Friday, February 29, 2008
These statues are technically lions, but are often called temple dogs because of their canine features. They usually come in pairs with one on each side of the steps or gate. This one is male because he has a ball under his paw.
Saturday, February 16, 2008
Wednesday, February 13, 2008
Saturday, February 9, 2008
This faded aerial photograph shoes the relationship and size of the Forbidden City and Jingshen Park. Jingshen Park is the green circle at the top of the photo and everything inside the blue moat is the Forbidden City.
This is the view of the Forbidden City from the hill in Jingshan Park. The green covered entrance gate is being restored. All the orange colored roofs are part of the Forbidden City.
As you can see, I was not kidding about the smog and haze limiting visibility.
Most of the major tourist attractions in Beijing stretch along a north-south axis. South of the Forbidden City is Tienanmen Square and north of it is Jingshan Park. It has a pagoda at the top of it. The hill is very popular with exerciser as it has a lot of rugged steep steps and paths to the top. From the top the views of the Forbidden City would be excellent if it weren't for the ubiquitous smog.
Monday, February 4, 2008
I assume the words in Chinese mean something because they went to a lot of trouble to work the scaffolding around them. The North Gate to the Forbidden City has a full ticket booth and the temporary parking is easier for groups to load and unload.

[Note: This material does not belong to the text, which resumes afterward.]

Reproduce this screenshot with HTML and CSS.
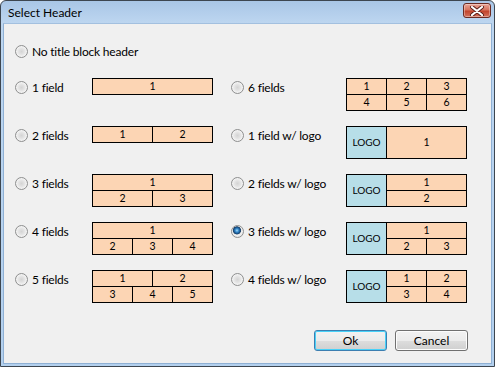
FILE: index.html
```html
<!DOCTYPE html>
<html>
<head>
<meta charset="utf-8">
<title>Select Header</title>
<link rel="stylesheet" href="styles.css">
</head>
<body>
<div class="window">
    <div class="titlebar">
        <span class="title">Select Header</span>
        <span class="close">
            <svg width="16" height="10" viewBox="0 0 16 10">
                <path d="M3 1 L13 9 M13 1 L3 9" stroke="#5a1e18" stroke-width="4" stroke-linecap="round"/>
                <path d="M3 1 L13 9 M13 1 L3 9" stroke="#fff" stroke-width="2.2" stroke-linecap="round"/>
            </svg>
        </span>
    </div>
    <div class="client">
        <label class="opt first"><span class="radio"></span><span class="txt">No title block header</span></label>

        <div class="options">
            <!-- left column -->
            <div class="item">
                <label class="opt left"><span class="radio"></span><span class="txt">1 field</span></label>
                <div class="diagram">
                    <span class="s6">1</span>
                </div>
            </div>
            <div class="item">
                <label class="opt right"><span class="radio"></span><span class="txt">6 fields</span></label>
                <div class="diagram">
                    <span class="s2">1</span><span class="s2">2</span><span class="s2">3</span>
                    <span class="s2">4</span><span class="s2">5</span><span class="s2">6</span>
                </div>
            </div>

            <div class="item">
                <label class="opt left"><span class="radio"></span><span class="txt">2 fields</span></label>
                <div class="diagram">
                    <span class="s3">1</span><span class="s3">2</span>
                </div>
            </div>
            <div class="item">
                <label class="opt right"><span class="radio"></span><span class="txt">1 field w/ logo</span></label>
                <div class="diagram">
                    <span class="logo s2 r2">LOGO</span>
                    <span class="s4 r2">1</span>
                </div>
            </div>

            <div class="item">
                <label class="opt left"><span class="radio"></span><span class="txt">3 fields</span></label>
                <div class="diagram">
                    <span class="s6">1</span>
                    <span class="s3">2</span><span class="s3">3</span>
                </div>
            </div>
            <div class="item">
                <label class="opt right"><span class="radio"></span><span class="txt">2 fields w/ logo</span></label>
                <div class="diagram">
                    <span class="logo s2 r2">LOGO</span>
                    <span class="s4">1</span>
                    <span class="s4">2</span>
                </div>
            </div>

            <div class="item">
                <label class="opt left"><span class="radio"></span><span class="txt">4 fields</span></label>
                <div class="diagram">
                    <span class="s6">1</span>
                    <span class="s2">2</span><span class="s2">3</span><span class="s2">4</span>
                </div>
            </div>
            <div class="item">
                <label class="opt right"><span class="radio on"></span><span class="txt">3 fields w/ logo</span></label>
                <div class="diagram">
                    <span class="logo s2 r2">LOGO</span>
                    <span class="s4">1</span>
                    <span class="s2">2</span><span class="s2">3</span>
                </div>
            </div>

            <div class="item">
                <label class="opt left"><span class="radio"></span><span class="txt">5 fields</span></label>
                <div class="diagram">
                    <span class="s3">1</span><span class="s3">2</span>
                    <span class="s2">3</span><span class="s2">4</span><span class="s2">5</span>
                </div>
            </div>
            <div class="item">
                <label class="opt right"><span class="radio"></span><span class="txt">4 fields w/ logo</span></label>
                <div class="diagram">
                    <span class="logo s2 r2">LOGO</span>
                    <span class="s2">1</span><span class="s2">2</span>
                    <span class="s2">3</span><span class="s2">4</span>
                </div>
            </div>
        </div>

        <div class="buttons">
            <button class="btn default">Ok</button>
            <button class="btn">Cancel</button>
        </div>
    </div>
</div>
</body>
</html>
```

FILE: styles.css
```css
*{margin:0; padding:0; box-sizing:border-box;}
body{background:#fff; font-family:Lato,"Noto Sans",sans-serif; font-size:12px; color:#000;}

.window{width:495px; height:367px; display:flex; flex-direction:column; border:1px solid #3d4650; border-radius:6px 6px 0 0; background:linear-gradient(#a9c6e6, #bdd6f0 22px, #b3d0ee); padding:0 2px 2px 2px;}
.titlebar{height:22px; display:flex; align-items:center; justify-content:space-between; padding:0 1px 0 5px;}
.title{font-size:12px; color:#000;}
.close{width:28px; height:15px; margin-top:-3px; border:1px solid #6b2a22; border-radius:3px; background:linear-gradient(#e8a496, #d6735f 45%, #c2442c 55%, #d2715c); display:flex; align-items:center; justify-content:center; box-shadow:inset 0 0 0 1px rgba(255,255,255,0.35);}

.client{flex:1; background:#f0f0f0; border:1px solid #8fb0d4; border-top-color:#a3c0df; padding:18px 23px 0 11px; display:flex; flex-direction:column;}

.opt{display:flex; align-items:flex-start; line-height:18px; white-space:nowrap; color:#000; flex:none;}
.opt.first{height:18px;}
.opt.left{width:77px;}
.opt.right{width:115px;}
.radio{width:13px; height:13px; margin-top:3px; margin-right:4px; border-radius:50%; border:1px solid #8e8f8f; background:radial-gradient(circle at 50% 50%, #d4d4d4 0, #e4e4e4 3px, #f2f2f2 5px, #e8e8e8 6px); flex:none;}
.radio.on{background:radial-gradient(circle at 45% 40%, #a8dcf8 0, #3b8fd0 1.6px, #174f86 3.2px, #24466a 3.8px, #e0e0e0 4.3px, #f2f2f2 5px, #e8e8e8 6px);}
.txt{font-size:12px; letter-spacing:-0.2px; padding-top:1px;}

.options{margin-top:19px; display:grid; grid-template-columns:216px 236px; grid-auto-rows:48px;}
.item{display:flex; align-items:flex-start; margin-top:-1px;}

.diagram{width:121px; flex:none; display:grid; grid-template-columns:repeat(6, 1fr); grid-auto-rows:15px; gap:1px; padding:1px; background:#000;}
.diagram span{background:#fcd5b4; font-size:10.5px; line-height:15px; text-align:center; color:#000;}
.diagram .logo{background:#b7dee8; font-size:10px;}
.s2{grid-column:span 2;}
.s3{grid-column:span 3;}
.s4{grid-column:span 4;}
.s6{grid-column:span 6;}
.r2{grid-row:span 2; display:flex; align-items:center; justify-content:center;}

.buttons{display:flex; justify-content:flex-end; gap:8px; margin-top:11px;}
.btn{width:73px; height:21px; font-family:inherit; font-size:12px; color:#000; border:1px solid #707070; border-radius:3px; background:linear-gradient(#f2f2f2, #ebebeb 50%, #dddddd 51%, #cfcfcf); box-shadow:inset 0 0 0 1px #fcfcfc;}
.btn.default{border-color:#3c7fb1; box-shadow:inset 0 0 0 1px #48d1f8;}
```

The traditional method of touring the Forbidden City is to enter at the South Gate, but using the North Gate is much more practical if you intend to continue on to Tienanmen Square afterwards. Like several portions of the Forbidden City, the North Gate spent much of 2007 in scaffolding undergoing refurbishment for all the Olympic tourists.
Sunday, February 3, 2008
The entire Forbidden City complex is surrounded by a wide moat with entrances at the north and south end. The south end faces Tienanmen Square is the more famous side. The north side tends to be quieter. This picture was taken on the northeast corner of the complex and looks on the emperor's private garden area.